GIVEN REQUEST >>
Your task is to filter the data below down to the lines holding "code".

EXTRACTED DATA >>
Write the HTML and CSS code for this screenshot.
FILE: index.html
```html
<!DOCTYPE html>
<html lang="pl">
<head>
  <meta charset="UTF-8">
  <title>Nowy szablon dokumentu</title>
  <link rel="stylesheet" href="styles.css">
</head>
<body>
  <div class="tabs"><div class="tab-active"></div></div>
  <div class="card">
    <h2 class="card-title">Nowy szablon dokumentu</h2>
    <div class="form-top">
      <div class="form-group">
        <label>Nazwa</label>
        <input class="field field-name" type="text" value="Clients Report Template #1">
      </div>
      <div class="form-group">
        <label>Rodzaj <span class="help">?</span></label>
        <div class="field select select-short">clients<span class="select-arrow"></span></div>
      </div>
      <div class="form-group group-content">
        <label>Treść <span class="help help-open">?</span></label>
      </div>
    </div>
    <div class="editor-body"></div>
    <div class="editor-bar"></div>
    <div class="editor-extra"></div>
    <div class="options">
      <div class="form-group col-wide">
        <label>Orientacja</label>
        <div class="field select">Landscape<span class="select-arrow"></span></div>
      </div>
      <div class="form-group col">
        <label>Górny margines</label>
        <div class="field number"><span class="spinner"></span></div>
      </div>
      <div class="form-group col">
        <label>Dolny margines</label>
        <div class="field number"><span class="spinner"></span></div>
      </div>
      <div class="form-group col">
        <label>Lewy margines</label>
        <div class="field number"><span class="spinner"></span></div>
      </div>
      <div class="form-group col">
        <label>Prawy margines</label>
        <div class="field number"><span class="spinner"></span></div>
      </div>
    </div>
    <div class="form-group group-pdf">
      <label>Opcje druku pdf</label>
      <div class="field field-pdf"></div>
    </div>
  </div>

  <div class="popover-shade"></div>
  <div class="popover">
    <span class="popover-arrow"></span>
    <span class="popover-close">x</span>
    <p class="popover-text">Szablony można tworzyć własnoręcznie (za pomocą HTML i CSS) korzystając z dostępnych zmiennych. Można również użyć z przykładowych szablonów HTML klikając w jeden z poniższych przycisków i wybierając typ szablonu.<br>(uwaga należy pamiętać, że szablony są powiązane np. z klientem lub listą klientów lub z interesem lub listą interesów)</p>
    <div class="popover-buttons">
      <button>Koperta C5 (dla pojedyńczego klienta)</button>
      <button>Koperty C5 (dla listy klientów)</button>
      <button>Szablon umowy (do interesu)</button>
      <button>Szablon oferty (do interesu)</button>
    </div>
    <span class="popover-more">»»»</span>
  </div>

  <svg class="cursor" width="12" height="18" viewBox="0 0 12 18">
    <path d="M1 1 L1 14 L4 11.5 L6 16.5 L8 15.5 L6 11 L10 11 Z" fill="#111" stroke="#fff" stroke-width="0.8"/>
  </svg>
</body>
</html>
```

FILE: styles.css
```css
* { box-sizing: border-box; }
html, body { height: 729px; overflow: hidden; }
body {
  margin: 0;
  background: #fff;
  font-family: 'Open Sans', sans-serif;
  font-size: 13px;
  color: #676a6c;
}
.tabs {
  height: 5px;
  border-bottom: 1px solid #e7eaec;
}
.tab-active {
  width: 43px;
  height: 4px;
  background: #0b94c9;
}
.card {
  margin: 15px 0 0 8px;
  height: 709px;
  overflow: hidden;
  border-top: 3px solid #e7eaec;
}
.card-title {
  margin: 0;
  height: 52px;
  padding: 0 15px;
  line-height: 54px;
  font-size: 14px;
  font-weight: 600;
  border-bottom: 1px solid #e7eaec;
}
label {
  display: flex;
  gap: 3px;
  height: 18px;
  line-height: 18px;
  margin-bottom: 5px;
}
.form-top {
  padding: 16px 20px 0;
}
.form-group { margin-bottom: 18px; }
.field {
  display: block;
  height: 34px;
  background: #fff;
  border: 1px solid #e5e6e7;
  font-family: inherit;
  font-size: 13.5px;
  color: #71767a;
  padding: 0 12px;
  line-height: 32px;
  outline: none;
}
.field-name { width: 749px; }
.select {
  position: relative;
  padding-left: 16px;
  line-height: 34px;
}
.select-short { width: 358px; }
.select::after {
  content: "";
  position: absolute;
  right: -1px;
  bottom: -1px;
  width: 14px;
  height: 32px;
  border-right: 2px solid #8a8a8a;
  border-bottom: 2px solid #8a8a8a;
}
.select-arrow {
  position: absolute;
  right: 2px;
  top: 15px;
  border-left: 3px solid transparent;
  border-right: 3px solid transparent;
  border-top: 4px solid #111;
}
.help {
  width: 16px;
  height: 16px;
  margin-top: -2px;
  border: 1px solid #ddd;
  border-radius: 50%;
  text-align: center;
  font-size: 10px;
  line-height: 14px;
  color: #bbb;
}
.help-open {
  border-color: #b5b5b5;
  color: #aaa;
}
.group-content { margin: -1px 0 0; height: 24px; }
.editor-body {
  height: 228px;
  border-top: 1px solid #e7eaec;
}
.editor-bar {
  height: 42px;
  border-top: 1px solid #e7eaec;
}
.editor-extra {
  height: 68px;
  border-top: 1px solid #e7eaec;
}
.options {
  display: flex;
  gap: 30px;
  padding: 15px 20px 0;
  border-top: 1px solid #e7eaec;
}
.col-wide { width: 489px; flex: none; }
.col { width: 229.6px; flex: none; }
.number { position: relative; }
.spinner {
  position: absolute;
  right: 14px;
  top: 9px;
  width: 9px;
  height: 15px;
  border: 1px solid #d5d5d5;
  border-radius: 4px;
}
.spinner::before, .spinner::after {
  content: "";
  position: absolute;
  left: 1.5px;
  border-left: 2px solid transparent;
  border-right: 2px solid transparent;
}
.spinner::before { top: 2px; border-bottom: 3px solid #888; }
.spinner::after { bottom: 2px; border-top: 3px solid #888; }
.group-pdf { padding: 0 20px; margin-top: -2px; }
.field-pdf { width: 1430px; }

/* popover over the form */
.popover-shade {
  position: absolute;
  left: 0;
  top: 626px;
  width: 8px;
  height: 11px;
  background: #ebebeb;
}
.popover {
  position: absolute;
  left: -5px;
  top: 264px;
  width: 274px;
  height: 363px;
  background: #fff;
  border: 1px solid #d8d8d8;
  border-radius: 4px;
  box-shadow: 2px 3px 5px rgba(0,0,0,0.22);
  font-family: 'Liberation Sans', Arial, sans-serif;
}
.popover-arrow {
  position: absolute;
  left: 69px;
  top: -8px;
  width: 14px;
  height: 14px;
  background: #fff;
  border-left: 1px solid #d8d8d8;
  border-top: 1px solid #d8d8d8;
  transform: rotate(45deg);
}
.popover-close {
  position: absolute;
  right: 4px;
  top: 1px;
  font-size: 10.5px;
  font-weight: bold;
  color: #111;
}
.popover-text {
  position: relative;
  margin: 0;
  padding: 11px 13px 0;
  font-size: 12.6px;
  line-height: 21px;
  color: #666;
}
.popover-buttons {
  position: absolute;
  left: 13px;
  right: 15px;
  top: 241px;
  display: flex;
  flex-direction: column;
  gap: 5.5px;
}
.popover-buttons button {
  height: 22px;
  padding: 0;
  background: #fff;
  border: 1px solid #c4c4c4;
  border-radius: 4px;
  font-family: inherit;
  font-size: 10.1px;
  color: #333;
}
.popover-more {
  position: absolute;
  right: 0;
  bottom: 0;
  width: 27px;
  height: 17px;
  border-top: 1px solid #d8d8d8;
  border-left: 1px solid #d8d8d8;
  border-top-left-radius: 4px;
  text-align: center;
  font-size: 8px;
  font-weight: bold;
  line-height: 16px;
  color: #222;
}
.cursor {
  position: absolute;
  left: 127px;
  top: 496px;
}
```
* * *
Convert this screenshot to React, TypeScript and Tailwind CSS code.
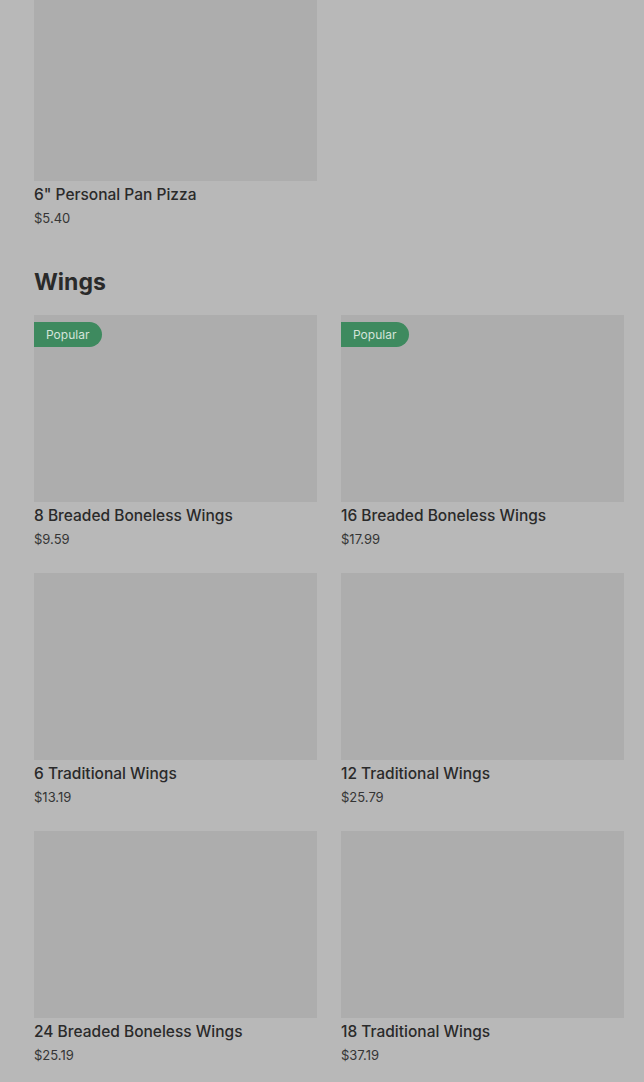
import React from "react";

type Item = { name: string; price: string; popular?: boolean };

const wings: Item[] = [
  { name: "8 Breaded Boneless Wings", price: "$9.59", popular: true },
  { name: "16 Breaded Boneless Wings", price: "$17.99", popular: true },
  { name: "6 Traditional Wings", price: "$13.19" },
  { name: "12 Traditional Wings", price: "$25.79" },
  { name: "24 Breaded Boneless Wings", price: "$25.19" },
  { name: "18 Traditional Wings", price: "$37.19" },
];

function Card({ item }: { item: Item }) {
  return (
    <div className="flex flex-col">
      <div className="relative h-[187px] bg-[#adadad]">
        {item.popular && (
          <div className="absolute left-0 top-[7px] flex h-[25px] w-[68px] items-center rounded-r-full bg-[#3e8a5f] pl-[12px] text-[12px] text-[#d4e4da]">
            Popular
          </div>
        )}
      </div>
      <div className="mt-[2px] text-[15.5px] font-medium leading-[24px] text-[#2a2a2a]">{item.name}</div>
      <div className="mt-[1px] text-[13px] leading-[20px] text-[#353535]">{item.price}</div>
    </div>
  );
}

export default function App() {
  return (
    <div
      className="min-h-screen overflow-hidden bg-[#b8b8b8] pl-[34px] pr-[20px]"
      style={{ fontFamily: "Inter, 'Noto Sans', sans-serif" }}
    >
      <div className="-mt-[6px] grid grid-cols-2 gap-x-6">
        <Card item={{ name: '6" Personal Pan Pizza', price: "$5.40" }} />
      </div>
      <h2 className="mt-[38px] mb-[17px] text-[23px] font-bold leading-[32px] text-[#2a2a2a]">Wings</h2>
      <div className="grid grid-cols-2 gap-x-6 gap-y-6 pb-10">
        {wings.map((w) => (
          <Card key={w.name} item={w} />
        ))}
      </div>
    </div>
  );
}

WORKED ANSWER >>
Write the HTML and CSS code for this screenshot.
Convert this screenshot to React, TypeScript and Tailwind CSS code.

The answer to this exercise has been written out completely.